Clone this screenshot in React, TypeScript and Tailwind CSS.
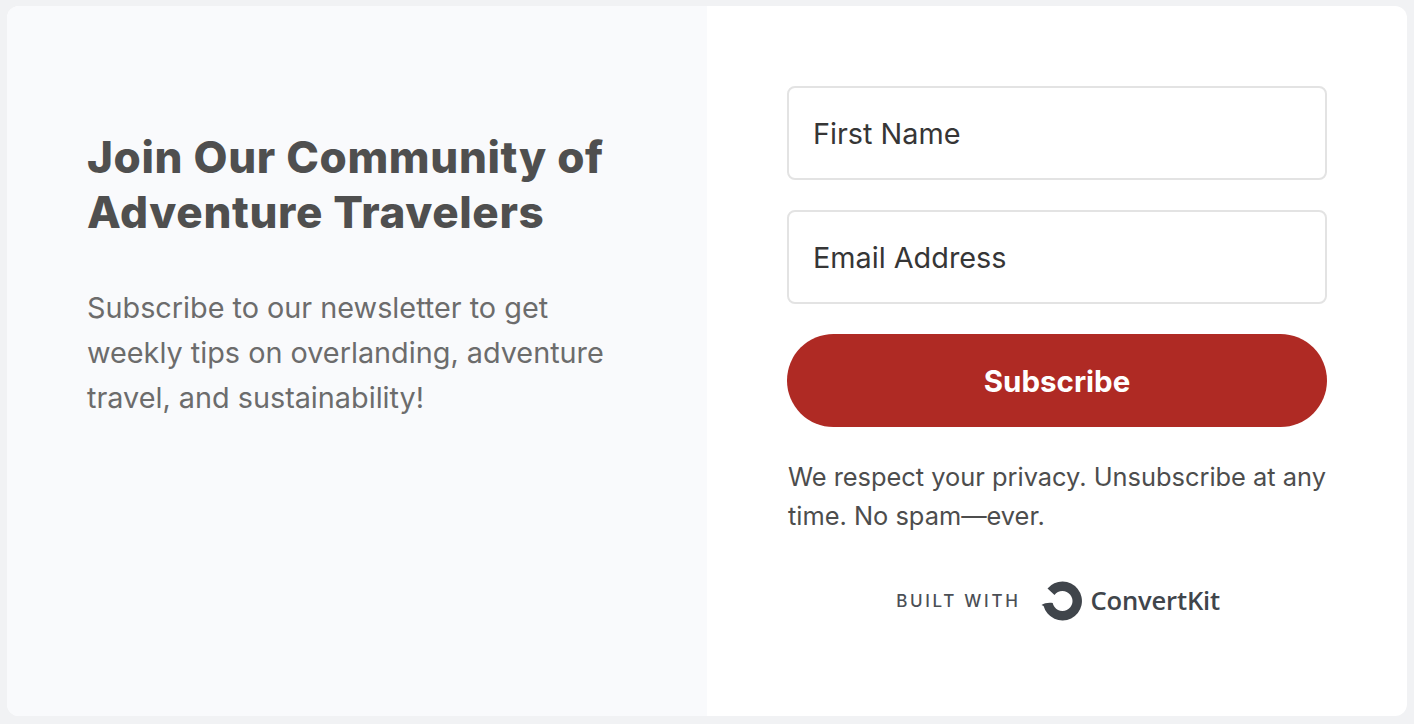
export default function App() {
  return (
    <div className="h-[724px] w-[1414px] overflow-hidden bg-[#f1f2f4] pl-[7px] pr-[7px] pt-[6px] font-['Inter',sans-serif]">
      <div className="flex h-[710px] w-[1400px] overflow-hidden rounded-[12px] bg-white">
        <div className="w-[700px] bg-[#f9fafc] pl-[80px] pr-[90px] pt-[124px]">
          <h1 className="w-[545px] text-[44px] font-extrabold leading-[55px] tracking-[0.65px] text-[#4f4f4f]">
            Join Our Community of Adventure Travelers
          </h1>
          <p className="mt-[45px] w-[530px] text-[28.8px] leading-[45px] text-[#6c6c6c]">
            Subscribe to our newsletter to get weekly tips on overlanding, adventure travel, and sustainability!
          </p>
        </div>
        <div className="w-[700px] px-[80px] pt-[80px]">
          <div className="flex h-[94px] items-center rounded-[8px] border-2 border-[#e3e3e3] bg-white pl-[24px] pt-[1px] text-[28.8px] text-[#363636]">
            First Name
          </div>
          <div className="mt-[30px] flex h-[94px] items-center rounded-[8px] border-2 border-[#e3e3e3] bg-white pl-[24px] pt-[1px] text-[28.8px] text-[#363636]">
            Email Address
          </div>
          <button className="mt-[30px] flex h-[93px] w-[540px] items-center justify-center rounded-full bg-[#af2a24] pt-[1px] text-[29.5px] font-bold text-white">
            Subscribe
          </button>
          <p className="mt-[30px] w-[542px] pl-[1px] text-[25.4px] leading-[39px] text-[#4d4d4d]">
            We respect your privacy. Unsubscribe at any time. No spam—ever.
          </p>
          <div className="mt-[46px] flex items-center justify-center pl-[2px]">
            <span className="pt-[2px] text-[17px] font-medium tracking-[2.7px] text-[#4b4f55]">BUILT WITH</span>
            <svg className="ml-[19px]" width="44" height="40" viewBox="0 0 44 40" aria-hidden="true">
              <path
                d="M1.5 24L3.6 25A19.5 19.5 0 1 0 7.5 7.5L14.5 14A10 10 0 1 1 12.7 22C8.5 21.5 4.5 22 1.5 24Z"
                fill="#40454b"
              />
            </svg>
            <span className="ml-[7px] font-['Open_Sans',sans-serif] text-[25.6px] font-semibold tracking-[-0.2px] text-[#40454b]">ConvertKit</span>
          </div>
        </div>
      </div>
    </div>
  );
}
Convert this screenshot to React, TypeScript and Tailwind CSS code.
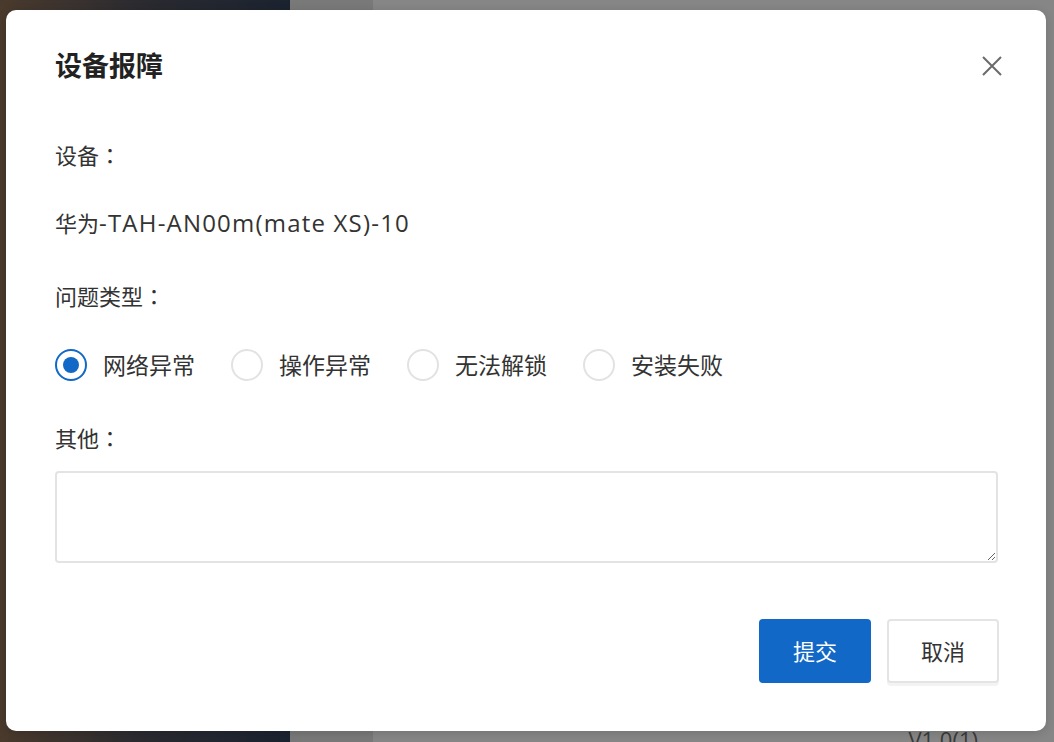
import { useState } from "react";

const problemTypes = ["网络异常", "操作异常", "无法解锁", "安装失败"];

function CloseIcon() {
  return (
    <svg width="22" height="22" viewBox="0 0 22 22" fill="none">
      <path d="M2 2 L20 20 M20 2 L2 20" stroke="#6b6b6b" strokeWidth="2" />
    </svg>
  );
}

// centred full-width colon, as the reference draws it
function Colon() {
  return <span style={{ fontFamily: '"Noto Sans CJK TC", sans-serif' }}>：</span>;
}

export default function App() {
  const [type, setType] = useState("网络异常");
  const [other, setOther] = useState("");

  return (
    <div
      className="relative w-[1054px] h-[742px] overflow-hidden flex text-[#333]"
      style={{ fontFamily: '"Open Sans", "Noto Sans CJK SC", sans-serif' }}
    >
      {/* page behind the overlay */}
      <div className="w-[290px] h-full bg-gradient-to-r from-[#4a3a2c] via-[#2a2a30] to-[#1b2330]" />
      <div className="w-[83px] h-full bg-[#797979]" />
      <div className="flex-1 h-full bg-[#868686] flex flex-col items-end pt-[186px] gap-[22px] text-[#3a3a3a] text-[24px]">
        <span className="translate-x-[14px]">0</span>
        <span className="translate-x-[14px]">0</span>
        <span className="mt-auto mr-[76px] translate-y-[14px] text-[22px]">V1.0(1)</span>
      </div>

      {/* modal */}
      <div className="absolute left-[6px] top-[10px] w-[1040px] h-[721px] bg-white rounded-[10px] shadow-[0_2px_10px_rgba(0,0,0,0.15)] px-[49px] flex flex-col">
        <div className="flex items-center justify-between mt-[37px]">
          <h2 className="text-[27px] font-bold leading-[38px] text-[#222]">设备报障</h2>
          <button className="mr-[-6px] p-0 cursor-pointer">
            <CloseIcon />
          </button>
        </div>

        <div className="text-[22px] leading-[32px] h-[32px] mt-[53px]">
          设备<Colon />
        </div>
        <div className="text-[22px] leading-[32px] h-[32px] mt-[37px] whitespace-nowrap">
          华为<span className="text-[24px] leading-[32px] tracking-[1.2px]">-TAH-AN00m(mate XS)-10</span>
        </div>

        <div className="text-[22px] leading-[32px] h-[32px] mt-[40px]">
          问题类型<Colon />
        </div>
        <div className="flex items-center gap-[34px] h-[32px] mt-[38px]">
          {problemTypes.map((t) => (
            <label
              key={t}
              className="flex items-center gap-[16px] cursor-pointer"
              onClick={() => setType(t)}
            >
              <span
                className={
                  type === t
                    ? "w-[32px] h-[32px] rounded-full border-2 border-[#1168c7] flex items-center justify-center"
                    : "w-[32px] h-[32px] rounded-full border-2 border-[#e2e2e2] flex items-center justify-center"
                }
              >
                {type === t && <span className="w-[16px] h-[16px] rounded-full bg-[#1168c7]" />}
              </span>
              <span className="text-[23px] leading-[32px] w-[94px]">{t}</span>
            </label>
          ))}
        </div>

        <div className="text-[22px] leading-[32px] h-[32px] mt-[40px]">
          其他<Colon />
        </div>
        <textarea
          value={other}
          onChange={(e) => setOther(e.target.value)}
          className="mt-[18px] w-[943px] h-[92px] border-2 border-[#e3e3e3] rounded-[4px] outline-none px-3 py-2 text-[20px] resize-y"
        />

        <div className="flex justify-end gap-[16px] mt-[56px] mr-[-2px]">
          <button className="w-[112px] h-[64px] rounded-[4px] bg-[#1168c7] text-white text-[22px]">
            提交
          </button>
          <button className="w-[112px] h-[64px] rounded-[4px] bg-white border-2 border-[#e4e4e4] shadow-[0_3px_0_#f3f3f3] text-[#333] text-[22px]">
            取消
          </button>
        </div>
      </div>
    </div>
  );
}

= GIVEN PROBLEM =
Set the entries down again exactly. Do not include the images.

= SOLUTION =
Clone this screenshot in React, TypeScript and Tailwind CSS.
export default function App() {
  return (
    <div className="h-[724px] w-[1414px] overflow-hidden bg-[#f1f2f4] pl-[7px] pr-[7px] pt-[6px] font-['Inter',sans-serif]">
      <div className="flex h-[710px] w-[1400px] overflow-hidden rounded-[12px] bg-white">
        <div className="w-[700px] bg-[#f9fafc] pl-[80px] pr-[90px] pt-[124px]">
          <h1 className="w-[545px] text-[44px] font-extrabold leading-[55px] tracking-[0.65px] text-[#4f4f4f]">
            Join Our Community of Adventure Travelers
          </h1>
          <p className="mt-[45px] w-[530px] text-[28.8px] leading-[45px] text-[#6c6c6c]">
            Subscribe to our newsletter to get weekly tips on overlanding, adventure travel, and sustainability!
          </p>
        </div>
        <div className="w-[700px] px-[80px] pt-[80px]">
          <div className="flex h-[94px] items-center rounded-[8px] border-2 border-[#e3e3e3] bg-white pl-[24px] pt-[1px] text-[28.8px] text-[#363636]">
            First Name
          </div>
          <div className="mt-[30px] flex h-[94px] items-center rounded-[8px] border-2 border-[#e3e3e3] bg-white pl-[24px] pt-[1px] text-[28.8px] text-[#363636]">
            Email Address
          </div>
          <button className="mt-[30px] flex h-[93px] w-[540px] items-center justify-center rounded-full bg-[#af2a24] pt-[1px] text-[29.5px] font-bold text-white">
            Subscribe
          </button>
          <p className="mt-[30px] w-[542px] pl-[1px] text-[25.4px] leading-[39px] text-[#4d4d4d]">
            We respect your privacy. Unsubscribe at any time. No spam—ever.
          </p>
          <div className="mt-[46px] flex items-center justify-center pl-[2px]">
            <span className="pt-[2px] text-[17px] font-medium tracking-[2.7px] text-[#4b4f55]">BUILT WITH</span>
            <svg className="ml-[19px]" width="44" height="40" viewBox="0 0 44 40" aria-hidden="true">
              <path
                d="M1.5 24L3.6 25A19.5 19.5 0 1 0 7.5 7.5L14.5 14A10 10 0 1 1 12.7 22C8.5 21.5 4.5 22 1.5 24Z"
                fill="#40454b"
              />
            </svg>
            <span className="ml-[7px] font-['Open_Sans',sans-serif] text-[25.6px] font-semibold tracking-[-0.2px] text-[#40454b]">ConvertKit</span>
          </div>
        </div>
      </div>
    </div>
  );
}
Convert this screenshot to React, TypeScript and Tailwind CSS code.
import { useState } from "react";

const problemTypes = ["网络异常", "操作异常", "无法解锁", "安装失败"];

function CloseIcon() {
  return (
    <svg width="22" height="22" viewBox="0 0 22 22" fill="none">
      <path d="M2 2 L20 20 M20 2 L2 20" stroke="#6b6b6b" strokeWidth="2" />
    </svg>
  );
}

// centred full-width colon, as the reference draws it
function Colon() {
  return <span style={{ fontFamily: '"Noto Sans CJK TC", sans-serif' }}>：</span>;
}

export default function App() {
  const [type, setType] = useState("网络异常");
  const [other, setOther] = useState("");

  return (
    <div
      className="relative w-[1054px] h-[742px] overflow-hidden flex text-[#333]"
      style={{ fontFamily: '"Open Sans", "Noto Sans CJK SC", sans-serif' }}
    >
      {/* page behind the overlay */}
      <div className="w-[290px] h-full bg-gradient-to-r from-[#4a3a2c] via-[#2a2a30] to-[#1b2330]" />
      <div className="w-[83px] h-full bg-[#797979]" />
      <div className="flex-1 h-full bg-[#868686] flex flex-col items-end pt-[186px] gap-[22px] text-[#3a3a3a] text-[24px]">
        <span className="translate-x-[14px]">0</span>
        <span className="translate-x-[14px]">0</span>
        <span className="mt-auto mr-[76px] translate-y-[14px] text-[22px]">V1.0(1)</span>
      </div>

      {/* modal */}
      <div className="absolute left-[6px] top-[10px] w-[1040px] h-[721px] bg-white rounded-[10px] shadow-[0_2px_10px_rgba(0,0,0,0.15)] px-[49px] flex flex-col">
        <div className="flex items-center justify-between mt-[37px]">
          <h2 className="text-[27px] font-bold leading-[38px] text-[#222]">设备报障</h2>
          <button className="mr-[-6px] p-0 cursor-pointer">
            <CloseIcon />
          </button>
        </div>

        <div className="text-[22px] leading-[32px] h-[32px] mt-[53px]">
          设备<Colon />
        </div>
        <div className="text-[22px] leading-[32px] h-[32px] mt-[37px] whitespace-nowrap">
          华为<span className="text-[24px] leading-[32px] tracking-[1.2px]">-TAH-AN00m(mate XS)-10</span>
        </div>

        <div className="text-[22px] leading-[32px] h-[32px] mt-[40px]">
          问题类型<Colon />
        </div>
        <div className="flex items-center gap-[34px] h-[32px] mt-[38px]">
          {problemTypes.map((t) => (
            <label
              key={t}
              className="flex items-center gap-[16px] cursor-pointer"
              onClick={() => setType(t)}
            >
              <span
                className={
                  type === t
                    ? "w-[32px] h-[32px] rounded-full border-2 border-[#1168c7] flex items-center justify-center"
                    : "w-[32px] h-[32px] rounded-full border-2 border-[#e2e2e2] flex items-center justify-center"
                }
              >
                {type === t && <span className="w-[16px] h-[16px] rounded-full bg-[#1168c7]" />}
              </span>
              <span className="text-[23px] leading-[32px] w-[94px]">{t}</span>
            </label>
          ))}
        </div>

        <div className="text-[22px] leading-[32px] h-[32px] mt-[40px]">
          其他<Colon />
        </div>
        <textarea
          value={other}
          onChange={(e) => setOther(e.target.value)}
          className="mt-[18px] w-[943px] h-[92px] border-2 border-[#e3e3e3] rounded-[4px] outline-none px-3 py-2 text-[20px] resize-y"
        />

        <div className="flex justify-end gap-[16px] mt-[56px] mr-[-2px]">
          <button className="w-[112px] h-[64px] rounded-[4px] bg-[#1168c7] text-white text-[22px]">
            提交
          </button>
          <button className="w-[112px] h-[64px] rounded-[4px] bg-white border-2 border-[#e4e4e4] shadow-[0_3px_0_#f3f3f3] text-[#333] text-[22px]">
            取消
          </button>
        </div>
      </div>
    </div>
  );
}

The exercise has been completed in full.